Hong Kong media mogul Jimmy Lai has been sentenced to 13 months in jail for participating in a vigil marking the 1989 Tiananmen massacre in Beijing.
The 74-year-old was found guilty last week of inciting others to take part in an unlawful assembly.
He was among thousands who defied a ban to attend last year’s vigil marking the killings in the Chinese capital.
More than two dozen Hong Kong politicians and activists have been charged over the vigil.
Lai was one of eight activists sentenced on Monday. They included prominent names like journalist-turned-opposition politician Gwyneth Ho and lawyer Chow Hang Tung.
The sentences for the eight range from four-and-a-half months to 14 months.
Judge Amanda Woodcock announced the sentences following a mitigation hearing in which Lai’s lawyers presented a handwritten letter he had written from prison.
In the letter, Lai said he was willing to suffer the penalties of his decision.
“If commemorating those who died because of injustice is a crime, then inflict on me that crime and let me suffer the punishment … so I may share the burden and glory of those young men and women who shed their blood on 4 June ” Lai wrote.
Earlier in the trial, Lai had argued that he had lit candles during the vigil in a personal capacity, and had not “incited” others to join the unauthorised rally.
However Judge Woodcock dismissed the arguments, and said their participation “was an act of defiance and protest against the police”.
Lai, who is already serving a prison sentence for an earlier charge, will serve his latest sentence concurrently.
He is the founder of the now-defunct Apple Daily newspaper in Hong Kong, and has been one of the most prominent supporters of the city’s pro-democracy movement.

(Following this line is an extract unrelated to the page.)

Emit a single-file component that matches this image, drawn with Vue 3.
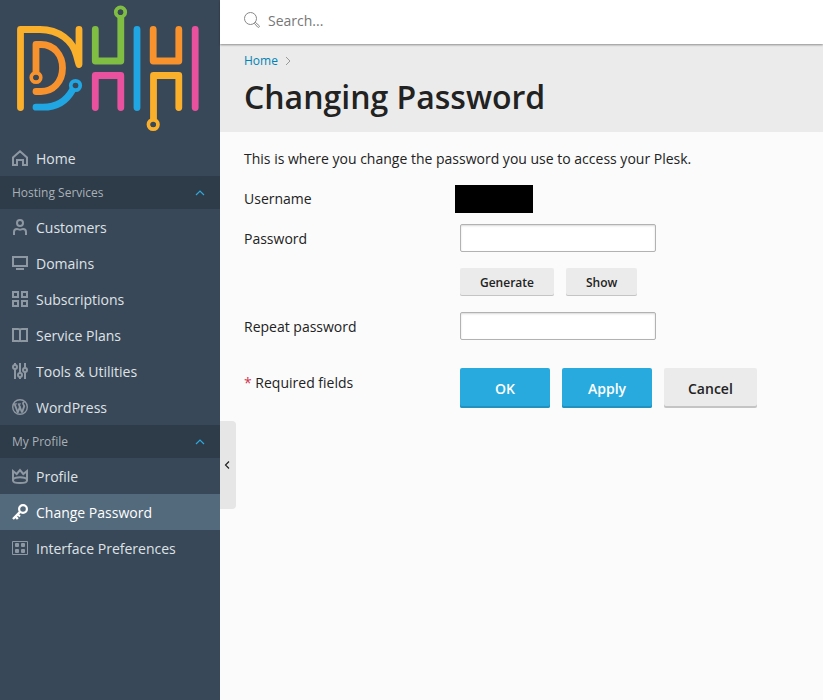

The tycoon faces other charges – some under a sweeping national security law imposed last year, which can carry a maximum term of life in prison.
Hong Kong was handed back to China in 1997 under a deal which gave the former British colony freedoms not available in mainland China. Dozens of activists have been arrested, jailed or have fled the territory since the security law came into force.